## [Task instructions]
Omit all images. Transcribe the rest of the material below exactly.

-.-.-

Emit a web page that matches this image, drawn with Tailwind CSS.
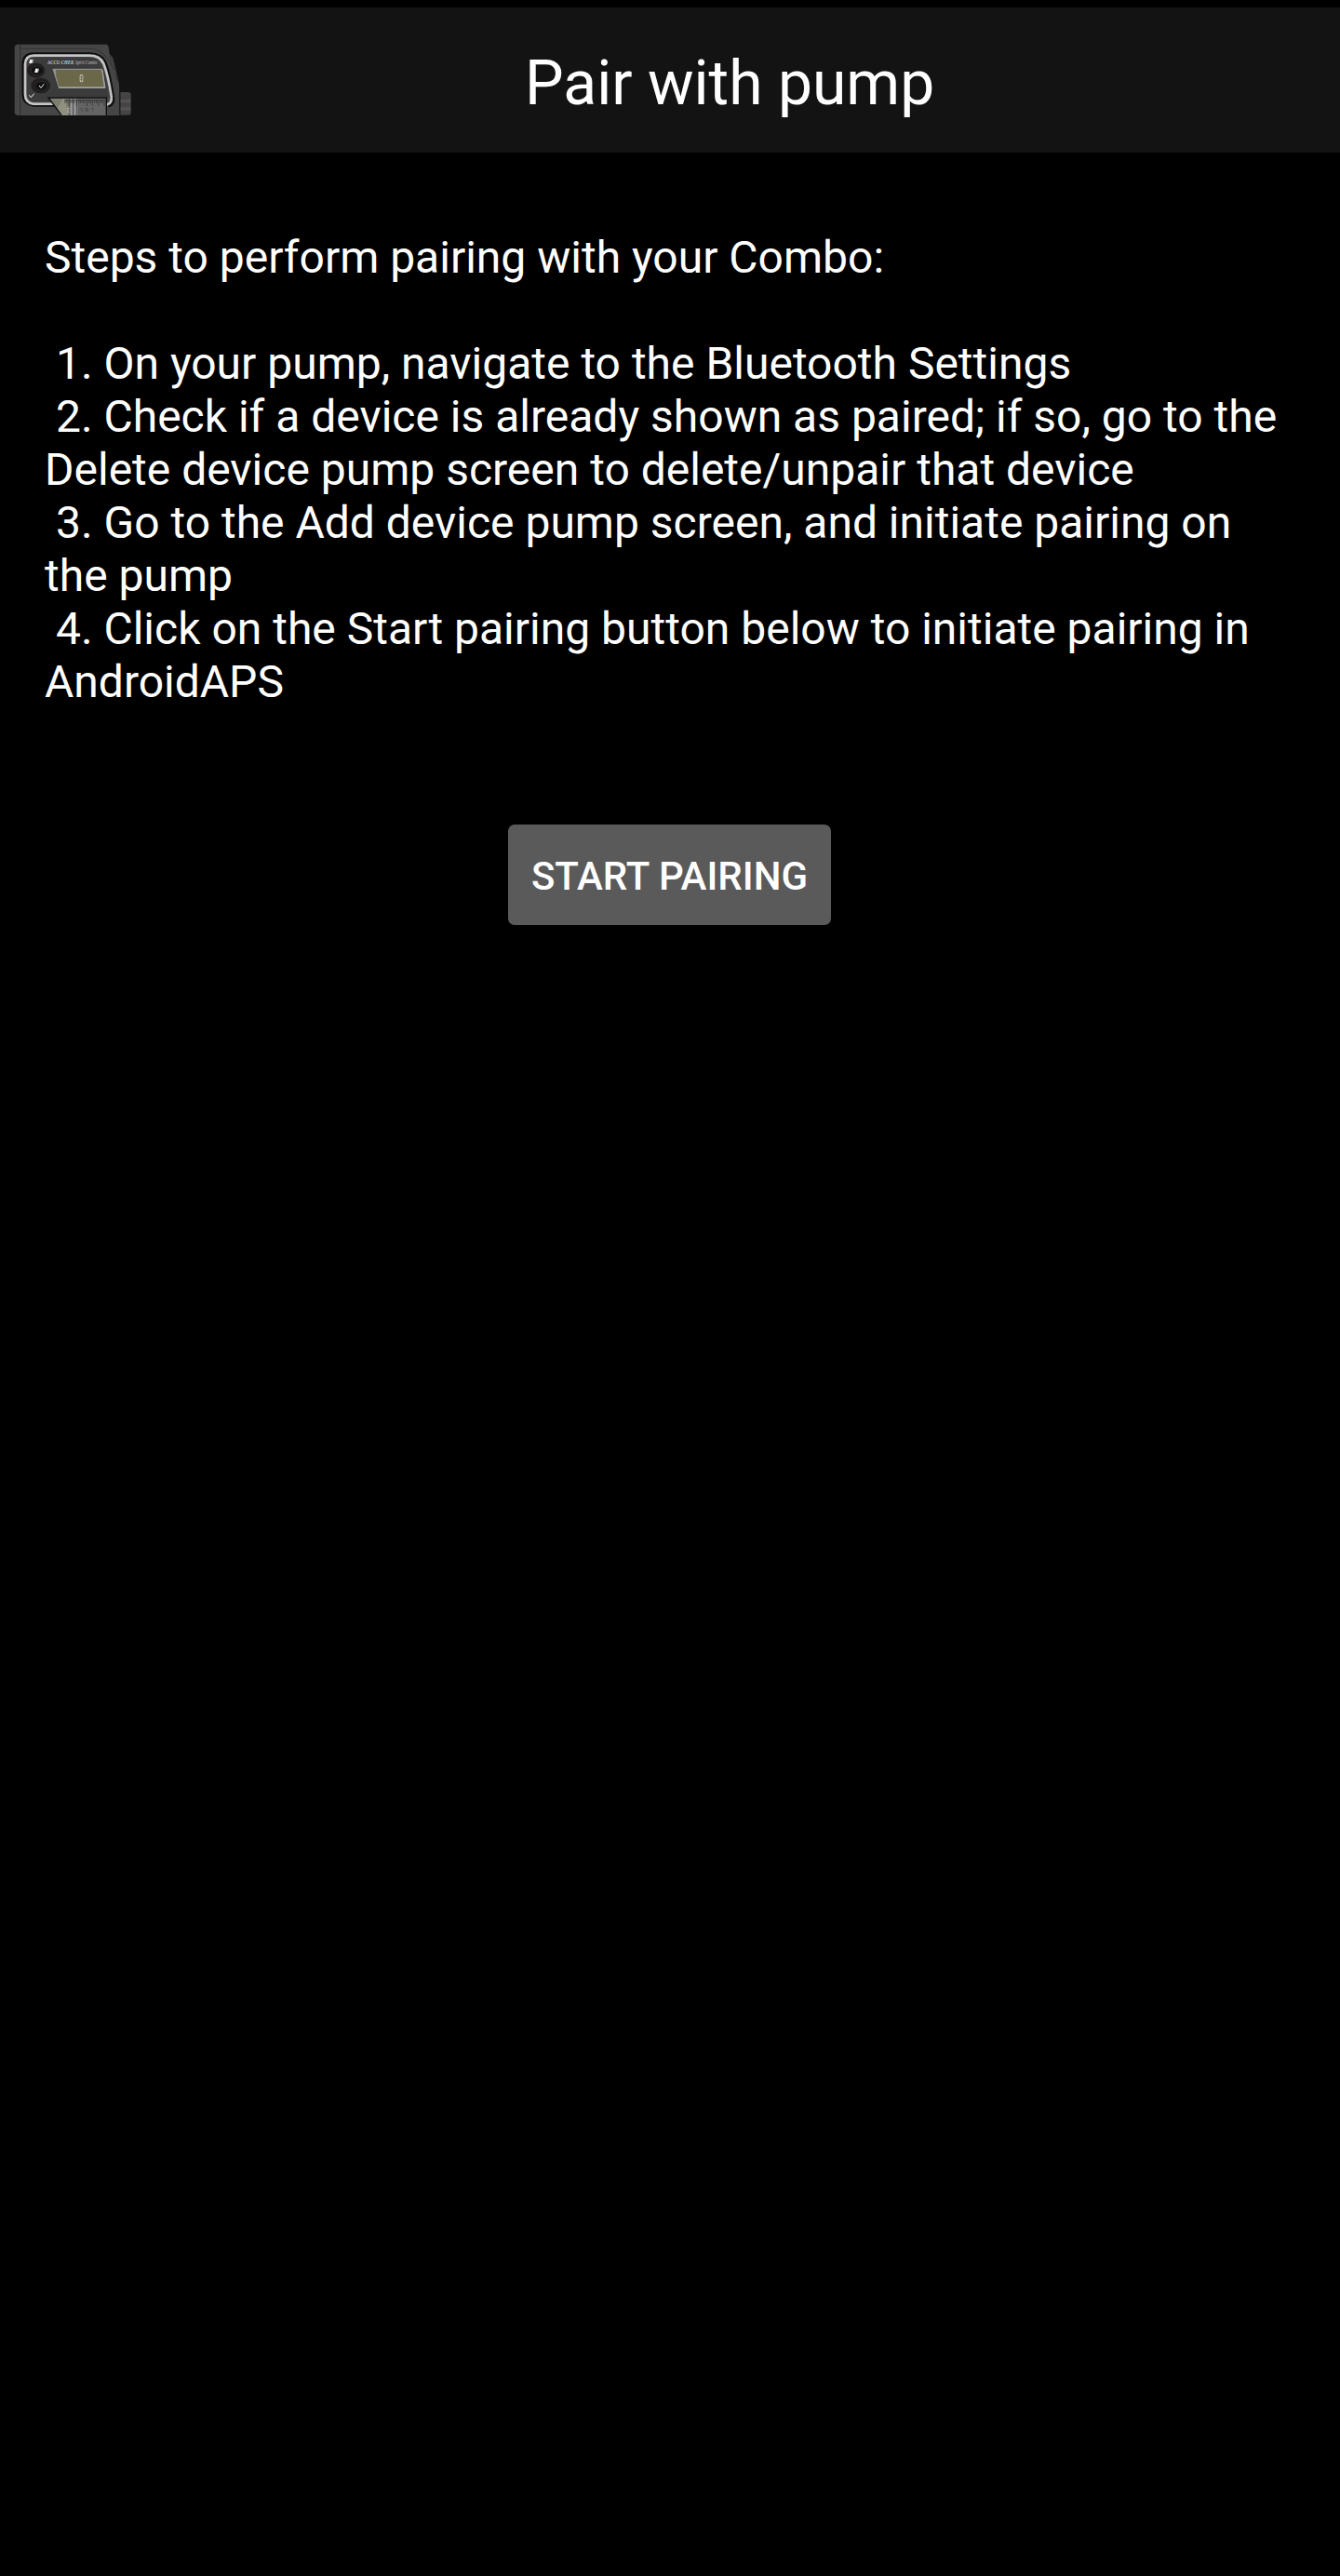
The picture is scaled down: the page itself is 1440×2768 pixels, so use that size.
<!DOCTYPE html>
<html lang="en">
<head>
<meta charset="utf-8">
<title>Pair with pump</title>
<script src="https://cdn.jsdelivr.net/npm/@tailwindcss/browser@4"></script>
</head>
<body class="bg-black text-white font-['Roboto',sans-serif]">
<div class="flex flex-col min-h-[2768px] pt-2">
  <header class="flex items-center h-[156px] bg-[#131313] pl-[15px]">
    <svg class="w-[126px] h-[78px] shrink-0" viewBox="45 141 378 234" aria-label="Insulin pump">
      <path d="M58 143H344Q349 145 351 157L353 175L362 183L369 205L376 235L384 272L387 372H58Q47 372 47 360V155Q47 143 58 143Z" fill="#464646"/>
      <path d="M65 144V371" stroke="#222" stroke-width="2"/>
      <path d="M67 157H305L335 175L354 197L368 227M355 180L362 200M366 201L373 230M371 234L379 260" fill="none" stroke="#292929" stroke-width="2"/>
      <path d="M388 297H414Q422 297 422 305V364Q422 371 414 371H388Z" fill="#454343"/>
      <path d="M389 321H421V331H389ZM389 346H421V356H389Z" fill="#565252"/>
      <path d="M386 296V371" stroke="#1c1c1c" stroke-width="3"/>
      <path d="M196 337H107Q78 332 77 306V205Q78 177 107 176H290Q325 177 337 202C350 235 356 270 362 310Q367 335 348 340" fill="none" stroke="#101010" stroke-width="14"/>
      <path d="M196 335H107Q81 331 81 304V207Q82 179 109 179H288Q322 179 334 205C346 236 353 272 359 310Q362 333 345 337" fill="none" stroke="#c6c6c6" stroke-width="8"/>
      <path d="M190 328H112Q88 326 88 302V210Q88 186 113 185H286Q314 185 325 207C337 235 344 270 350 314" fill="#3b3b3b"/>
      <ellipse cx="116" cy="227" rx="29" ry="24" fill="#211e1f"/>
      <ellipse cx="131" cy="276" rx="31" ry="25" fill="#211e1f"/>
      <ellipse cx="120" cy="227" rx="20" ry="14" fill="#111" stroke="#343132" stroke-width="2"/>
      <ellipse cx="133" cy="277" rx="20" ry="15" fill="#111" stroke="#343132" stroke-width="2"/>
      <path d="M97 192H108L105 204H94ZM115 221H126L123 234H112Z" fill="#bdbdbd"/>
      <path d="M97 192H103L100 204H94ZM115 221H121L118 234H112Z" fill="#fff"/>
      <path d="M126 276L132 283L142 271M94 307L100 314L110 302" fill="none" stroke="#f4f4f4" stroke-width="3"/>
      <text x="153" y="207" font-family="Liberation Serif, serif" font-style="italic" font-weight="700" font-size="16" fill="#c8c8c8" textLength="85" lengthAdjust="spacingAndGlyphs">ACCU-CHEK</text>
      <text x="243" y="207" font-family="Liberation Serif, serif" font-style="italic" font-size="16" fill="#c0c0c0" textLength="70" lengthAdjust="spacingAndGlyphs">Spirit Combo</text>
      <path d="M167 220H326Q333 220 334 228L341 286H188Z" fill="#8f8f8f" stroke="#252525" stroke-width="2"/>
      <path d="M180 225H324Q328 226 329 232L334 279H190L181 246Z" fill="#6b684a"/>
      <path d="M329 226L339 283H190" fill="none" stroke="#a8a8a8" stroke-width="3"/>
      <rect x="257" y="240" width="11" height="25" rx="5" fill="#c9c7b4"/>
      <path d="M259 246L266 257L262 262V243L266 248L259 258" fill="none" stroke="#55533e" stroke-width="2"/>
      <path d="M155 313H344V372H198Z" fill="#636363"/>
      <path d="M159 316H222V371H198Z" fill="#7e7e70"/>
      <path d="M204 316Q217 327 213 342L220 371H198L184 350Z" fill="#919181"/>
      <path d="M222 316H251V371H222Z" fill="#858585"/>
      <path d="M224 317V371M236 317V371M248 317V371" stroke="#555" stroke-width="3"/>
      <path d="M230 317V371M242 317V371" stroke="#a2a2a2" stroke-width="3"/>
      <path d="M216 349H224M216 355H222M216 361H224" stroke="#b5b5a5" stroke-width="3"/>
      <path d="M208 323H340M210 323V333M216 323V333M222 323V341M228 323V333M234 323V333M240 323V333M247 323V341M254 323V333M260 323V333M267 323V333M273 323V333M280 323V342M286 323V333M292 323V333M298 323V341M305 323V333M311 323V333M317 323V341M324 323V333M330 323V333M336 323V341" fill="none" stroke="#292929" stroke-width="2"/>
      <path d="M259 350H266M262 357H267M283 349H277V357H284V353M294 350H302M297 357H301" fill="none" stroke="#353535" stroke-width="2"/>
      <path d="M198 371L156 315H343V371" fill="none" stroke="#0c0c0c" stroke-width="4"/>
    </svg>
    <h1 class="ml-[423px] mt-[7px] text-[66px] leading-[78px] whitespace-nowrap">Pair with pump</h1>
  </header>
  <main class="flex flex-col items-center pt-[84px]">
    <p class="w-full px-12 text-[48px] leading-[57px] whitespace-pre">Steps to perform pairing with your Combo:

 1. On your pump, navigate to the Bluetooth Settings
 2. Check if a device is already shown as paired; if so, go to the
Delete device pump screen to delete/unpair that device
 3. Go to the Add device pump screen, and initiate pairing on
the pump
 4. Click on the Start pairing button below to initiate pairing in
AndroidAPS</p>
    <button class="mt-[125px] mr-px w-[347px] h-[108px] pt-[3px] rounded-[7px] bg-[#5a5a5b] text-[42px] font-medium whitespace-nowrap">START PAIRING</button>
  </main>
</div>
</body>
</html>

-.-.-

## [Answer to the problem]
Emit a web page that matches this image, drawn with Tailwind CSS.
The picture is scaled down: the page itself is 1440×2768 pixels, so use that size.
<!DOCTYPE html>
<html lang="en">
<head>
<meta charset="utf-8">
<title>Pair with pump</title>
<script src="https://cdn.jsdelivr.net/npm/@tailwindcss/browser@4"></script>
</head>
<body class="bg-black text-white font-['Roboto',sans-serif]">
<div class="flex flex-col min-h-[2768px] pt-2">
  <header class="flex items-center h-[156px] bg-[#131313] pl-[15px]">
    <svg class="w-[126px] h-[78px] shrink-0" viewBox="45 141 378 234" aria-label="Insulin pump">
      <path d="M58 143H344Q349 145 351 157L353 175L362 183L369 205L376 235L384 272L387 372H58Q47 372 47 360V155Q47 143 58 143Z" fill="#464646"/>
      <path d="M65 144V371" stroke="#222" stroke-width="2"/>
      <path d="M67 157H305L335 175L354 197L368 227M355 180L362 200M366 201L373 230M371 234L379 260" fill="none" stroke="#292929" stroke-width="2"/>
      <path d="M388 297H414Q422 297 422 305V364Q422 371 414 371H388Z" fill="#454343"/>
      <path d="M389 321H421V331H389ZM389 346H421V356H389Z" fill="#565252"/>
      <path d="M386 296V371" stroke="#1c1c1c" stroke-width="3"/>
      <path d="M196 337H107Q78 332 77 306V205Q78 177 107 176H290Q325 177 337 202C350 235 356 270 362 310Q367 335 348 340" fill="none" stroke="#101010" stroke-width="14"/>
      <path d="M196 335H107Q81 331 81 304V207Q82 179 109 179H288Q322 179 334 205C346 236 353 272 359 310Q362 333 345 337" fill="none" stroke="#c6c6c6" stroke-width="8"/>
      <path d="M190 328H112Q88 326 88 302V210Q88 186 113 185H286Q314 185 325 207C337 235 344 270 350 314" fill="#3b3b3b"/>
      <ellipse cx="116" cy="227" rx="29" ry="24" fill="#211e1f"/>
      <ellipse cx="131" cy="276" rx="31" ry="25" fill="#211e1f"/>
      <ellipse cx="120" cy="227" rx="20" ry="14" fill="#111" stroke="#343132" stroke-width="2"/>
      <ellipse cx="133" cy="277" rx="20" ry="15" fill="#111" stroke="#343132" stroke-width="2"/>
      <path d="M97 192H108L105 204H94ZM115 221H126L123 234H112Z" fill="#bdbdbd"/>
      <path d="M97 192H103L100 204H94ZM115 221H121L118 234H112Z" fill="#fff"/>
      <path d="M126 276L132 283L142 271M94 307L100 314L110 302" fill="none" stroke="#f4f4f4" stroke-width="3"/>
      <text x="153" y="207" font-family="Liberation Serif, serif" font-style="italic" font-weight="700" font-size="16" fill="#c8c8c8" textLength="85" lengthAdjust="spacingAndGlyphs">ACCU-CHEK</text>
      <text x="243" y="207" font-family="Liberation Serif, serif" font-style="italic" font-size="16" fill="#c0c0c0" textLength="70" lengthAdjust="spacingAndGlyphs">Spirit Combo</text>
      <path d="M167 220H326Q333 220 334 228L341 286H188Z" fill="#8f8f8f" stroke="#252525" stroke-width="2"/>
      <path d="M180 225H324Q328 226 329 232L334 279H190L181 246Z" fill="#6b684a"/>
      <path d="M329 226L339 283H190" fill="none" stroke="#a8a8a8" stroke-width="3"/>
      <rect x="257" y="240" width="11" height="25" rx="5" fill="#c9c7b4"/>
      <path d="M259 246L266 257L262 262V243L266 248L259 258" fill="none" stroke="#55533e" stroke-width="2"/>
      <path d="M155 313H344V372H198Z" fill="#636363"/>
      <path d="M159 316H222V371H198Z" fill="#7e7e70"/>
      <path d="M204 316Q217 327 213 342L220 371H198L184 350Z" fill="#919181"/>
      <path d="M222 316H251V371H222Z" fill="#858585"/>
      <path d="M224 317V371M236 317V371M248 317V371" stroke="#555" stroke-width="3"/>
      <path d="M230 317V371M242 317V371" stroke="#a2a2a2" stroke-width="3"/>
      <path d="M216 349H224M216 355H222M216 361H224" stroke="#b5b5a5" stroke-width="3"/>
      <path d="M208 323H340M210 323V333M216 323V333M222 323V341M228 323V333M234 323V333M240 323V333M247 323V341M254 323V333M260 323V333M267 323V333M273 323V333M280 323V342M286 323V333M292 323V333M298 323V341M305 323V333M311 323V333M317 323V341M324 323V333M330 323V333M336 323V341" fill="none" stroke="#292929" stroke-width="2"/>
      <path d="M259 350H266M262 357H267M283 349H277V357H284V353M294 350H302M297 357H301" fill="none" stroke="#353535" stroke-width="2"/>
      <path d="M198 371L156 315H343V371" fill="none" stroke="#0c0c0c" stroke-width="4"/>
    </svg>
    <h1 class="ml-[423px] mt-[7px] text-[66px] leading-[78px] whitespace-nowrap">Pair with pump</h1>
  </header>
  <main class="flex flex-col items-center pt-[84px]">
    <p class="w-full px-12 text-[48px] leading-[57px] whitespace-pre">Steps to perform pairing with your Combo:

 1. On your pump, navigate to the Bluetooth Settings
 2. Check if a device is already shown as paired; if so, go to the
Delete device pump screen to delete/unpair that device
 3. Go to the Add device pump screen, and initiate pairing on
the pump
 4. Click on the Start pairing button below to initiate pairing in
AndroidAPS</p>
    <button class="mt-[125px] mr-px w-[347px] h-[108px] pt-[3px] rounded-[7px] bg-[#5a5a5b] text-[42px] font-medium whitespace-nowrap">START PAIRING</button>
  </main>
</div>
</body>
</html>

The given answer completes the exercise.